• [INFORMATION SUPPLIED]:
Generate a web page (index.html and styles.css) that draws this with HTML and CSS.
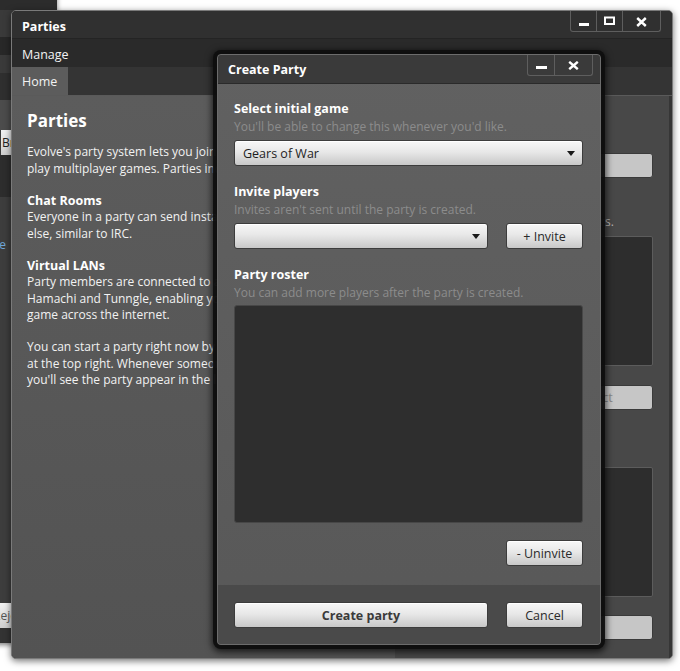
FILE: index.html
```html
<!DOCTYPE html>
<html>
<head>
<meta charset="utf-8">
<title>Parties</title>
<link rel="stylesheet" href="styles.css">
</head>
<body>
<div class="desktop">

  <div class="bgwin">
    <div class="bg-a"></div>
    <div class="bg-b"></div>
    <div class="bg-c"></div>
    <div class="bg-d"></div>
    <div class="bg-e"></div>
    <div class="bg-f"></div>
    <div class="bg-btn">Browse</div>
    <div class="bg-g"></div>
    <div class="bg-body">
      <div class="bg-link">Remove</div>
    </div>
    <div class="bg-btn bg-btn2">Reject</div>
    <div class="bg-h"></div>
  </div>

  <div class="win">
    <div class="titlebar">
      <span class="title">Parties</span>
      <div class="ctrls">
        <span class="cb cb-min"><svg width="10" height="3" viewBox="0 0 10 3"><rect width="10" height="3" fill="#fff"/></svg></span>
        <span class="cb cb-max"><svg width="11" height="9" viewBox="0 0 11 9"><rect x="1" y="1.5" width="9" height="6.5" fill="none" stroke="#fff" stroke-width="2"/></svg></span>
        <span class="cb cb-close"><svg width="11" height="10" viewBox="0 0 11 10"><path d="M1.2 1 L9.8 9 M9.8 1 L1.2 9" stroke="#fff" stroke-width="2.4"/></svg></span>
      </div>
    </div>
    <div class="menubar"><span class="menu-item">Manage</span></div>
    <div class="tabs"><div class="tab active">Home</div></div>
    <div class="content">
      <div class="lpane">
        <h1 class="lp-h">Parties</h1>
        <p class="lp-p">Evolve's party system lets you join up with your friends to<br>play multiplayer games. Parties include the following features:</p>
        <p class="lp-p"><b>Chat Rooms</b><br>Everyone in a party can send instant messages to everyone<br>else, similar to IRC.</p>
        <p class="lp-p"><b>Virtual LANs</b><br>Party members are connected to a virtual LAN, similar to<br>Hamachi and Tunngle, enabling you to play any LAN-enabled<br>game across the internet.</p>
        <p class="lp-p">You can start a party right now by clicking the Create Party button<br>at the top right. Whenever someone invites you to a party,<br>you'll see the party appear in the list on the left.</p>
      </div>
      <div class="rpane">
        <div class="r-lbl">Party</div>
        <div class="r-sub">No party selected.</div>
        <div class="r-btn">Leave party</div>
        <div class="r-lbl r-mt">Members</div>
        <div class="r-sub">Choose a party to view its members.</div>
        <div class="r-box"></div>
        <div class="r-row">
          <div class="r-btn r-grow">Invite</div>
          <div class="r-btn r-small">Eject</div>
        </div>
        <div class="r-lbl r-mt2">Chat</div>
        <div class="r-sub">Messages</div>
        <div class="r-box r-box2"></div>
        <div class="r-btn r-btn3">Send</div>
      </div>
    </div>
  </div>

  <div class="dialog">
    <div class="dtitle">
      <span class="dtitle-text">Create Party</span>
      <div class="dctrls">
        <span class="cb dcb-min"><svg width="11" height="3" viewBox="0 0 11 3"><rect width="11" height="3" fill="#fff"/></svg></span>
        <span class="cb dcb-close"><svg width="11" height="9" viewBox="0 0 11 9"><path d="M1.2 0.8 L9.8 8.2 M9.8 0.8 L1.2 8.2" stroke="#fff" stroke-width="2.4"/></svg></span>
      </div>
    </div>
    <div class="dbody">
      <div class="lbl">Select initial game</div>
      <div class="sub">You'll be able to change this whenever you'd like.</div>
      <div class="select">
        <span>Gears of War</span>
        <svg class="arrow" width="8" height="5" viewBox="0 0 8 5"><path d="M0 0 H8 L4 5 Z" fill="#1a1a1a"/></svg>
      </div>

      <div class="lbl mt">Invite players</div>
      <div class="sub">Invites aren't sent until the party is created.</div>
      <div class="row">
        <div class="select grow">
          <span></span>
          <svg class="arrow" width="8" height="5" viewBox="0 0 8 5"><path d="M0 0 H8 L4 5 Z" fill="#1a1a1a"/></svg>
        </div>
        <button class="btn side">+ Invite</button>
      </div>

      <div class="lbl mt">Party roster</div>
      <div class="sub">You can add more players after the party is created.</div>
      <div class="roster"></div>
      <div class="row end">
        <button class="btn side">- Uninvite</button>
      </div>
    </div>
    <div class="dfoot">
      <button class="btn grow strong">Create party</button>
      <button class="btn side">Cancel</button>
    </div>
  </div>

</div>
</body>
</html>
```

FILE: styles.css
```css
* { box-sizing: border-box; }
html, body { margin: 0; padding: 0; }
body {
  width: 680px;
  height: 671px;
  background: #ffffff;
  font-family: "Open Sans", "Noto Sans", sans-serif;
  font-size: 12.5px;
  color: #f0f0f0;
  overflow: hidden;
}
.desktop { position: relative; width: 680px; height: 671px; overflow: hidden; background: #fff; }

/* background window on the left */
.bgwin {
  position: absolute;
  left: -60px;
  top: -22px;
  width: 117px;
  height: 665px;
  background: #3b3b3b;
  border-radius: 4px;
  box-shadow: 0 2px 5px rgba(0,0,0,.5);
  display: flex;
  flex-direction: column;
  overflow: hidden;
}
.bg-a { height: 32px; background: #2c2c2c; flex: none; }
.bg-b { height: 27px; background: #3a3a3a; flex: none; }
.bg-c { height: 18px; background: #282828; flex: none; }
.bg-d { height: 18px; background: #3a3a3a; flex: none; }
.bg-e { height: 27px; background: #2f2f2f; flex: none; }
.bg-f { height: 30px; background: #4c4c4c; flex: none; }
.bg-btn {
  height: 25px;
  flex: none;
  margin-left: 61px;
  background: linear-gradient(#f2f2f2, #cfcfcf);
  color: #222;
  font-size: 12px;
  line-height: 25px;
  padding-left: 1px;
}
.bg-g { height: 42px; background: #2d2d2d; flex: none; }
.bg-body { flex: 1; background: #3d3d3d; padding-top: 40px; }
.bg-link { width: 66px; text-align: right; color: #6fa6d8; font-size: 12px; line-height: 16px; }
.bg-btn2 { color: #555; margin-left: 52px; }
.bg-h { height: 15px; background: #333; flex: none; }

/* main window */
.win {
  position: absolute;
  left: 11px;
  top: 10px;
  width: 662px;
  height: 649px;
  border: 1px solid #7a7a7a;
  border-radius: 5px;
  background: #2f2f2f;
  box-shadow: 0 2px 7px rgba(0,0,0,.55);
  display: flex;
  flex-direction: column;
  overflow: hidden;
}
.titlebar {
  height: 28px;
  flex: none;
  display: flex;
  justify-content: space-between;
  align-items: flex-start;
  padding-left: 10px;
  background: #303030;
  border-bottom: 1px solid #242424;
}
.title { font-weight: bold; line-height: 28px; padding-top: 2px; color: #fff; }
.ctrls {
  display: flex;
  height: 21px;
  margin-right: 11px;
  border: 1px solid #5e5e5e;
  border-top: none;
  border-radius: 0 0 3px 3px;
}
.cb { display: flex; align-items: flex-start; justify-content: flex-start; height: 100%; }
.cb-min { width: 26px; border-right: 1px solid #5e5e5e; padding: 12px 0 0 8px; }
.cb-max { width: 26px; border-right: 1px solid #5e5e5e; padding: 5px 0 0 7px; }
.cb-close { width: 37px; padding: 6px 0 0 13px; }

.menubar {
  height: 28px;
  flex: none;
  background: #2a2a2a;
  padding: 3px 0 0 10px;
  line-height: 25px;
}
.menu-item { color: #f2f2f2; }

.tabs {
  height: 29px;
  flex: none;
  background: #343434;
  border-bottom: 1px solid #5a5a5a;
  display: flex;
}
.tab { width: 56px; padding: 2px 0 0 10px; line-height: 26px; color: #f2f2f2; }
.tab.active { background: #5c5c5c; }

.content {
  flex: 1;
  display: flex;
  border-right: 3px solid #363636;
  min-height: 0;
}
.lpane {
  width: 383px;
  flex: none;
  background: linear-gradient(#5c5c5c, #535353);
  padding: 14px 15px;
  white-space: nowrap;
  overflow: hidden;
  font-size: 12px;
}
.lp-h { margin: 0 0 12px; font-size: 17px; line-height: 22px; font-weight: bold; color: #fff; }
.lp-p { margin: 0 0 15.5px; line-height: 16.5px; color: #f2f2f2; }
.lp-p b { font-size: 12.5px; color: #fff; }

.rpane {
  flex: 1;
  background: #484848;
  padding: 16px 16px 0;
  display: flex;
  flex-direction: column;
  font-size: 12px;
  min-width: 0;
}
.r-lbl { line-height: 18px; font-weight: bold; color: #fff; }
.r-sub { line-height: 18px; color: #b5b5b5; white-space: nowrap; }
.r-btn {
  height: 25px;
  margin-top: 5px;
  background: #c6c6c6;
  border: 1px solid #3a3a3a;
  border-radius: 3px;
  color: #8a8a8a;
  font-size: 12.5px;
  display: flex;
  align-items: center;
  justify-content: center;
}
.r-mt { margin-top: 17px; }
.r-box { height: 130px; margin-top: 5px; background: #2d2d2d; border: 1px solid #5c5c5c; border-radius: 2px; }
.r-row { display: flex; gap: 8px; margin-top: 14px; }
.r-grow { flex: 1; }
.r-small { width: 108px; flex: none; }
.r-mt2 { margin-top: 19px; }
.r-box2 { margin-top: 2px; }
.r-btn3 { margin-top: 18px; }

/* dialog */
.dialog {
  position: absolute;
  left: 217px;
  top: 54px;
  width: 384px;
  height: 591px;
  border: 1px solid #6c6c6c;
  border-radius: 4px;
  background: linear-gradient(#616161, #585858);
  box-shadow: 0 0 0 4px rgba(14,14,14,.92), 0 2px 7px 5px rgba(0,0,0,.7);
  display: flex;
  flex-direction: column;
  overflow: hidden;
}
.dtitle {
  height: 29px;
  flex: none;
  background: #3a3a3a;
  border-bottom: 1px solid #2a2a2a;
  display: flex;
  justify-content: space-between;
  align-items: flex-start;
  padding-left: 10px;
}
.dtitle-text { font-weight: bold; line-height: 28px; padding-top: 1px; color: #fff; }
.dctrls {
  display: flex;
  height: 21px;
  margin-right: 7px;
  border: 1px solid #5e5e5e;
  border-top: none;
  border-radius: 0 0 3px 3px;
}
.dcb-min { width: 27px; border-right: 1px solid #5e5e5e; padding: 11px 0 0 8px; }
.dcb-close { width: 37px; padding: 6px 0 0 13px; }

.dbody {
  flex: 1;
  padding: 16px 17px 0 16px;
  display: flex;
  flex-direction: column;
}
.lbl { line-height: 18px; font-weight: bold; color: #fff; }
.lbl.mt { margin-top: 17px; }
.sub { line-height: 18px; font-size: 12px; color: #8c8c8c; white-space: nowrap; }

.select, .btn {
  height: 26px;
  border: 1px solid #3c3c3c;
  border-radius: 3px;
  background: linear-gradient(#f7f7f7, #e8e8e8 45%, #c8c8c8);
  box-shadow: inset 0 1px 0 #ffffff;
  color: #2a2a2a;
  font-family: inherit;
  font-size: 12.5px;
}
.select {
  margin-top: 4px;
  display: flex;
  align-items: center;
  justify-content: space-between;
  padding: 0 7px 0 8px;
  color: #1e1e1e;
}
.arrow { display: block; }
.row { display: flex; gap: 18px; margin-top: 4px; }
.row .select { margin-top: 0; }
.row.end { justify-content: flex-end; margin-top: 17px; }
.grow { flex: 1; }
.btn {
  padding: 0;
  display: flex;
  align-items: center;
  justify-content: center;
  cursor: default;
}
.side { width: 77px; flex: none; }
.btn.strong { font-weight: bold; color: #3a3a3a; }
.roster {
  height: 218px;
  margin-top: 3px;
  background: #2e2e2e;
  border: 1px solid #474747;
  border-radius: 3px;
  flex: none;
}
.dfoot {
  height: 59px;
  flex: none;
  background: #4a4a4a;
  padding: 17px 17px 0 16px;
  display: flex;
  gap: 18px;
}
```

• [INSTRUCTIONS FOR THE TASK]:
Gather every line from the listing above in which the word "styles" appears.

• [CORRECT OUTPUT]:
Generate a web page (index.html and styles.css) that draws this with HTML and CSS.
<link rel="stylesheet" href="styles.css">
FILE: styles.css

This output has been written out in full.